= Ranko Markovic =

Australian film producer

Ranko Markovic is an Australian film and television producer and is the company director and producer of Templar Entertainment. Markovic's career started out in property development and investment before moving into film. Since then Markovic has studied at the Australian Film, Television and Radio School(AFTRS) and the Metroscreen Film College. He came together with Jeff Purser in 2004 after completing his studies to form Templar Entertainment alongside Purser.

Together they produced the award-winning film Cedar Boys (2009), along with television shows I Love Youse All (2008), starring Jeff Fenech and Clublife TV (2008), a reality show based on Bloc Nightclub in Penrith, New South Wales.

==Biography==
Markovic comes from a background in property development and investment. Over the years he ran a property development company as well as his own property investment company working as a project manager and investment consultant.
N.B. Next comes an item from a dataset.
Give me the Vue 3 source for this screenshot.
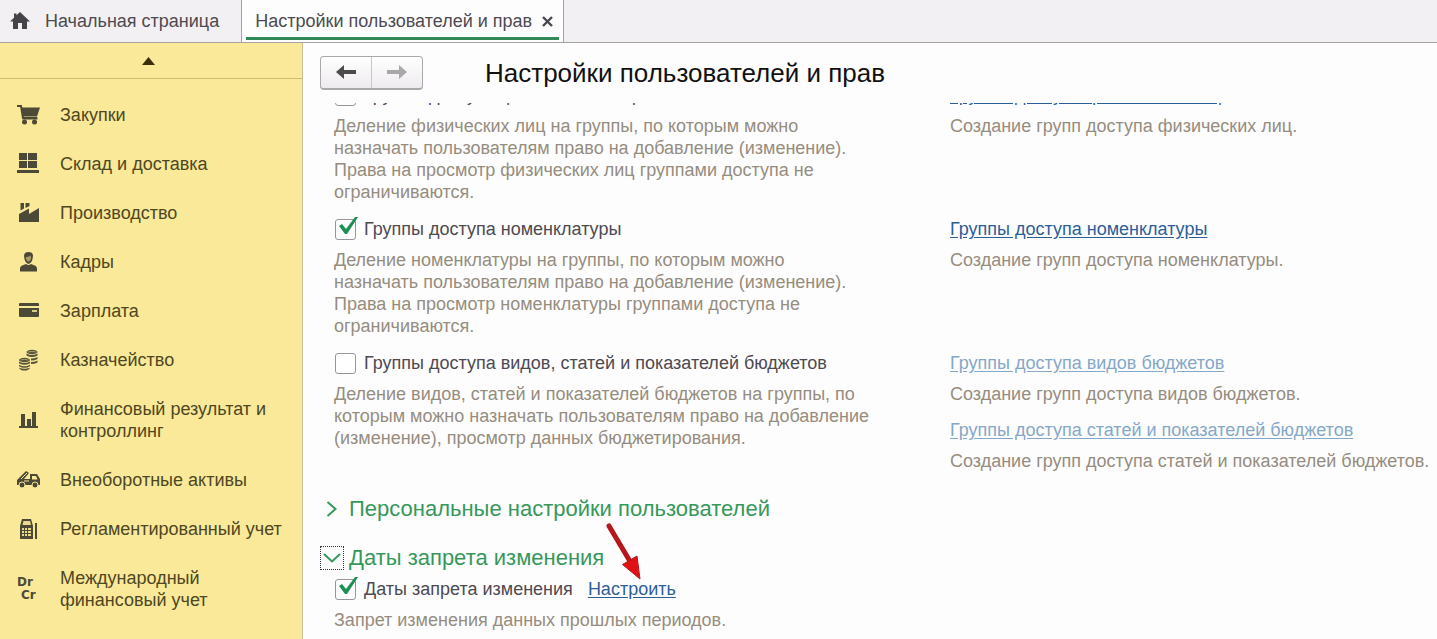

Markovic went on to study film production at various institutions including AFTRS and Metro Screen. In this time he completed several short films and TV pilots.

In 2004, after completing his studies, Markovic and Purser established Templar Entertainment. Templar began seeking projects with micro to low budgets that had commercial potential. In 2005 Templar Entertainment produced their first low budget supernatural thriller Shadow of Sins, written by Edward Berridge.
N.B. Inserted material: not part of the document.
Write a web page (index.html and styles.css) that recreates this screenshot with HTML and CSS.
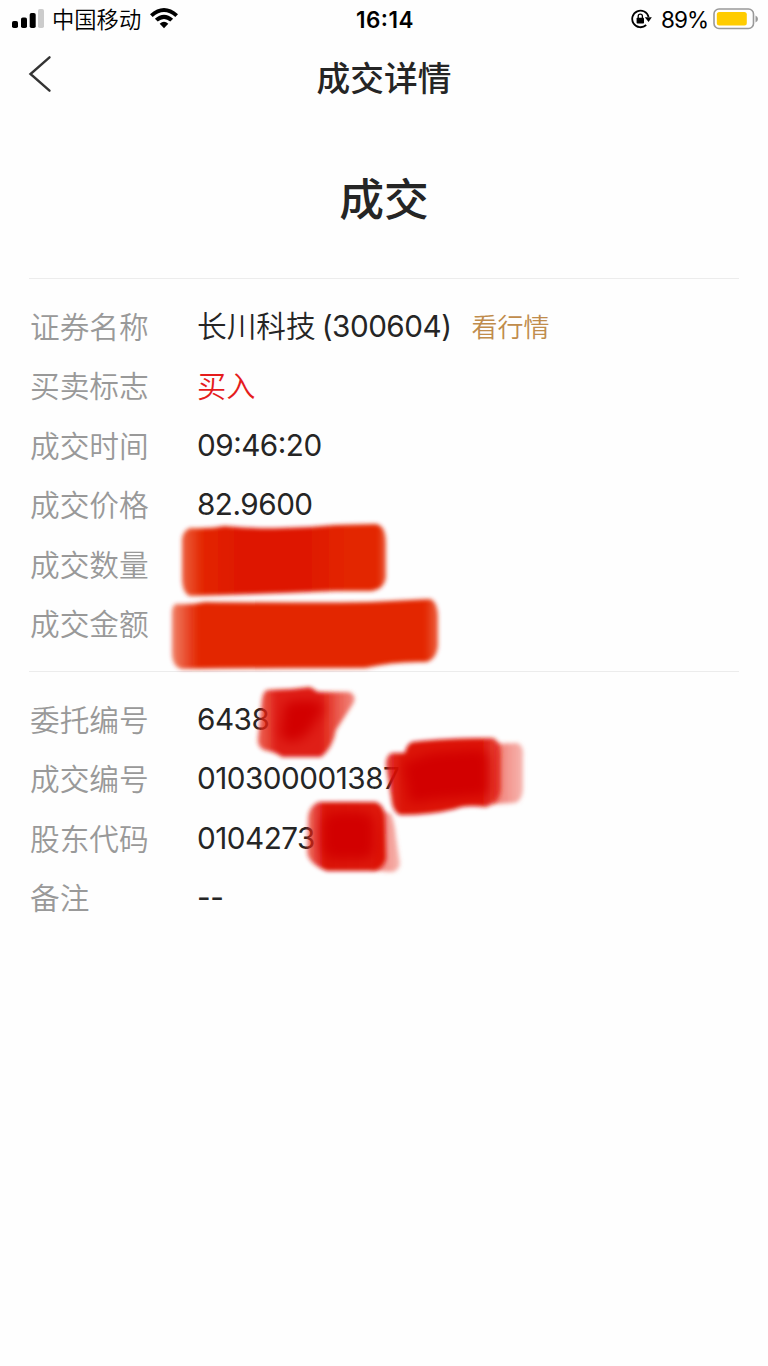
FILE: index.html
```
<!DOCTYPE html>
<html lang="zh-CN">
<head>
    <meta charset="UTF-8">
    <meta name="viewport" content="width=device-width, initial-scale=1.0">
    <title>成交详情</title>
    <link rel="stylesheet" href="styles.css">
</head>
<body>
    <div class="page">
        <!-- Status bar -->
        <div class="status-bar">
            <div class="status-left">
                <svg class="signal" width="32" height="20" viewBox="0 0 32 20">
                    <rect x="0" y="13" width="6" height="7" rx="1.8"/>
                    <rect x="9" y="9.5" width="6" height="10.5" rx="1.8"/>
                    <rect x="17.7" y="5" width="6" height="15" rx="1.8"/>
                    <rect x="26" y="1" width="6" height="19" rx="1.8" fill="#ccc"/>
                </svg>
                <span class="carrier">中国移动</span>
                <svg class="wifi" width="28" height="21" viewBox="0 0 28 21">
                    <path d="M0 6.2Q14 -6 28 6.2L25.3 9Q14 -1 2.7 9Z"/>
                    <path d="M4.9 10.8Q14 2.7 23.1 10.8L20.3 13.6Q14 8.2 7.7 13.6Z"/>
                    <path d="M9.7 15.7Q14 11.8 18.3 15.7L14 20.3Z"/>
                </svg>
            </div>
            <div class="clock">16:14</div>
            <div class="status-right">
                <svg class="lock" width="21" height="20" viewBox="0 0 21 20">
                    <path d="M17.6 8A8.3 8.3 0 1 0 15.2 16" fill="none" stroke="#000" stroke-width="1.8"/>
                    <path d="M13.8 8.3H20.8L17.6 13Z"/>
                    <rect x="5.6" y="8.8" width="7.4" height="5.7" rx="0.8"/>
                    <path d="M7.2 9V7.3a2.1 2.1 0 0 1 4.2 0V9" fill="none" stroke="#000" stroke-width="1.3"/>
                </svg>
                <span class="percent">89%</span>
                <svg class="battery" width="46" height="22" viewBox="0 0 46 22">
                    <rect x="1" y="1" width="39.5" height="19.5" rx="5" fill="none" stroke="#999" stroke-width="1.6"/>
                    <rect x="3.8" y="4" width="30" height="13.5" rx="2.5" fill="#fc0"/>
                    <path d="M42.5 7.5Q45 8.5 45 11T42.5 14.5Z" fill="#999"/>
                </svg>
            </div>
        </div>

        <!-- Navigation -->
        <div class="nav">
            <svg class="back" width="24" height="38" viewBox="0 0 24 38">
                <path d="M21.5 2.3L2.5 19L21.5 35.7" fill="none" stroke="#333" stroke-width="2.4" stroke-linecap="round"/>
            </svg>
            <h1>成交详情</h1>
        </div>

        <h2 class="result">成交</h2>

        <div class="section">
            <div class="row"><span class="label">证券名称</span><span class="value"><span class="cjk">长川科技</span><span class="code">(300604)</span></span><a class="quote">看行情</a></div>
            <div class="row"><span class="label">买卖标志</span><span class="value buy">买入</span></div>
            <div class="row"><span class="label">成交时间</span><span class="value time">09:46:20</span></div>
            <div class="row"><span class="label">成交价格</span><span class="value">82.9600</span></div>
            <div class="row"><span class="label">成交数量</span></div>
            <div class="row"><span class="label">成交金额</span></div>
        </div>
        <div class="section">
            <div class="row"><span class="label">委托编号</span><span class="value">6438</span></div>
            <div class="row"><span class="label">成交编号</span><span class="value">010300001387</span></div>
            <div class="row"><span class="label">股东代码</span><span class="value">0104273</span></div>
            <div class="row"><span class="label">备注</span><span class="value dash">--</span></div>
        </div>

        <!-- Marker strokes over the private values -->
        <svg class="marker" width="380" height="370" viewBox="160 515 380 370">
            <defs>
                <filter id="soft" x="-20%" y="-20%" width="140%" height="140%"><feGaussianBlur stdDeviation="2"/></filter>
                <filter id="softer" x="-30%" y="-30%" width="160%" height="160%"><feGaussianBlur stdDeviation="6"/></filter>
                <linearGradient id="amount">
                    <stop offset="0" stop-color="#e62a08" stop-opacity="0.6"/>
                    <stop offset="0.1" stop-color="#e32503"/>
                    <stop offset="0.95" stop-color="#e32503"/>
                    <stop offset="1" stop-color="#e62a08" stop-opacity="0.75"/>
                </linearGradient>
                <linearGradient id="count">
                    <stop offset="0" stop-color="#e62a08" stop-opacity="0.75"/>
                    <stop offset="0.1" stop-color="#e32503"/>
                    <stop offset="0.3" stop-color="#de1601"/>
                    <stop offset="0.6" stop-color="#de1701"/>
                    <stop offset="0.8" stop-color="#e32503"/>
                    <stop offset="0.96" stop-color="#e32503"/>
                    <stop offset="1" stop-color="#e62a08" stop-opacity="0.75"/>
                </linearGradient>
                <linearGradient id="order">
                    <stop offset="0" stop-color="#e5281a" stop-opacity="0.7"/>
                    <stop offset="0.2" stop-color="#de1508" stop-opacity="0.96"/>
                    <stop offset="0.65" stop-color="#de1508" stop-opacity="0.96"/>
                    <stop offset="1" stop-color="#ec4a3a" stop-opacity="0.65"/>
                </linearGradient>
                <linearGradient id="deal">
                    <stop offset="0" stop-color="#df170a" stop-opacity="0.85"/>
                    <stop offset="0.15" stop-color="#da0d04" stop-opacity="0.97"/>
                    <stop offset="0.85" stop-color="#dd1206" stop-opacity="0.97"/>
                    <stop offset="1" stop-color="#e32a1e" stop-opacity="0.8"/>
                </linearGradient>
                <linearGradient id="holder">
                    <stop offset="0" stop-color="#e5281a" stop-opacity="0.65"/>
                    <stop offset="0.22" stop-color="#da0d04" stop-opacity="0.97"/>
                    <stop offset="1" stop-color="#dc1005" stop-opacity="0.95"/>
                </linearGradient>
                <linearGradient id="tail">
                    <stop offset="0" stop-color="#ea4438" stop-opacity="0.75"/>
                    <stop offset="1" stop-color="#ef6c60" stop-opacity="0.5"/>
                </linearGradient>
            </defs>
            <path filter="url(#soft)" fill="url(#count)" d="M190 528Q210 529 224 526Q280 531 335 525L376 524Q386 526 386 543V578Q384 589 372 591L335 591Q260 594 190 596Q182 593 182 577V538Q184 530 190 528Z"/>
            <path filter="url(#soft)" fill="url(#amount)" d="M176 604Q191 605 205 602Q310 603 370 602L430 599Q437 601 438 615V646Q436 660 426 662Q395 661 365 668Q280 668 182 669Q172 667 172 652V612Q172 606 176 604Z"/>

            <path filter="url(#soft)" fill="url(#order)" d="M267 690L292 689L310 687L318 692L349 692Q359 696 351 707L336 730Q333 748 321 757L282 757Q276 752 264 750Q256 746 258 737L262 699Q263 692 267 690Z"/>
            <path filter="url(#softer)" fill="#d20300" d="M285 703Q304 697 320 702L324 708L309 732Q302 741 288 742L280 735Z"/>

            <path filter="url(#soft)" fill="url(#tail)" d="M494 744L517 743Q524 745 523 756V790Q522 802 514 803L492 804Z"/>
            <path filter="url(#soft)" fill="url(#deal)" d="M412 742Q445 738 493 738Q501 741 501 755L501 790Q499 803 486 807Q465 804 455 809Q431 815 400 815Q392 812 391 797L386 765Q386 755 392 753L405 753Q406 745 412 742Z"/>
            <path filter="url(#softer)" fill="#d20400" d="M403 763L432 753L480 749Q489 752 488 765V795L440 799L410 803Z"/>

            <path filter="url(#soft)" fill="url(#tail)" d="M382 811L391 814Q395 824 396 837L400 864Q398 872 391 872L372 870Z"/>
            <path filter="url(#soft)" fill="url(#holder)" d="M319 802L376 802Q385 806 385 818L386 859Q383 869 373 871L327 871Q309 864 307 853L308 816Q310 805 319 802Z"/>
            <path filter="url(#softer)" fill="#d20400" d="M328 814Q348 809 370 814L374 822V852L367 859H331L323 851V822Z"/>
        </svg>
    </div>
</body>
</html>
```
FILE: styles.css
```
* {
    box-sizing: border-box;
}
body {
    margin: 0;
    background-color: #fefefe;
    color: #252525;
    font-family: Inter, "Noto Sans CJK SC", sans-serif;
}
.page {
    position: relative;
    width: 768px;
    height: 1366px;
    overflow: hidden;
}
.status-bar {
    display: grid;
    grid-template-columns: 1fr auto 1fr;
    align-items: center;
    height: 40px;
    padding: 0 9px 2px 12px;
    color: #000;
}
.status-left,
.status-right {
    display: flex;
    align-items: center;
}
.signal {
    margin-top: -2px;
}
.status-right {
    justify-content: flex-end;
}
.carrier {
    margin: 2px 9px 0 8px;
    font-size: 22.3px;
    font-weight: 350;
    line-height: 36px;
}
.wifi {
    margin-top: -1px;
}
.clock {
    padding-right: 1px;
    font-size: 22.5px;
    font-weight: 600;
    letter-spacing: 0.5px;
    font-feature-settings: "case";
}
.percent {
    margin: 0 5px 0 9px;
    font-size: 22.5px;
    letter-spacing: -1px;
}
.nav {
    display: grid;
    grid-template-columns: 40px 1fr 40px;
    align-items: center;
    height: 76px;
    padding: 0 29px;
}
.back {
    margin-top: -8px;
    margin-left: -1px;
}
h1 {
    margin: 2px 0 0;
    font-size: 33.7px;
    font-weight: 500;
    line-height: 50px;
    text-align: center;
}
.result {
    margin: 0;
    height: 162px;
    font-size: 44.8px;
    font-weight: 500;
    line-height: 169px;
    text-align: center;
}
.section {
    margin: 0 29px;
    padding: 19px 1px 16.4px;
    border-top: 1px solid #ececec;
}
.row {
    display: flex;
    align-items: center;
    height: 59.4px;
    line-height: 59.4px;
}
.label {
    width: 167px;
    color: #999;
    font-size: 29.7px;
    font-weight: 350;
}
.value {
    padding-bottom: 2px;
    font-size: 29.7px;
    letter-spacing: -0.5px;
}
.cjk {
    font-weight: 350;
    letter-spacing: 0;
}
.code {
    margin-left: 6px;
}
.time {
    font-feature-settings: "case";
}
.buy {
    padding-bottom: 0;
    color: #e51c1c;
    font-size: 29.2px;
    font-weight: 350;
    letter-spacing: 0;
}
.quote {
    margin-left: 20px;
    color: #c08c4c;
    font-size: 26px;
    font-weight: 350;
}
.marker {
    position: absolute;
    left: 160px;
    top: 515px;
}
```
In late 2006, Templar entered into a diversification process which saw them entering the domestic and international television market after shooting the television series Clublife TV. The program aired on Channel [V] in May 2008. They then created I Love Youse All which aired on Channel 9, Fox Sports and Main Event in June 2008. 2008 also saw Templar diversify into corporate/trade delivering work to organizations such as Paramount Australia, and Women's Cricket Australia.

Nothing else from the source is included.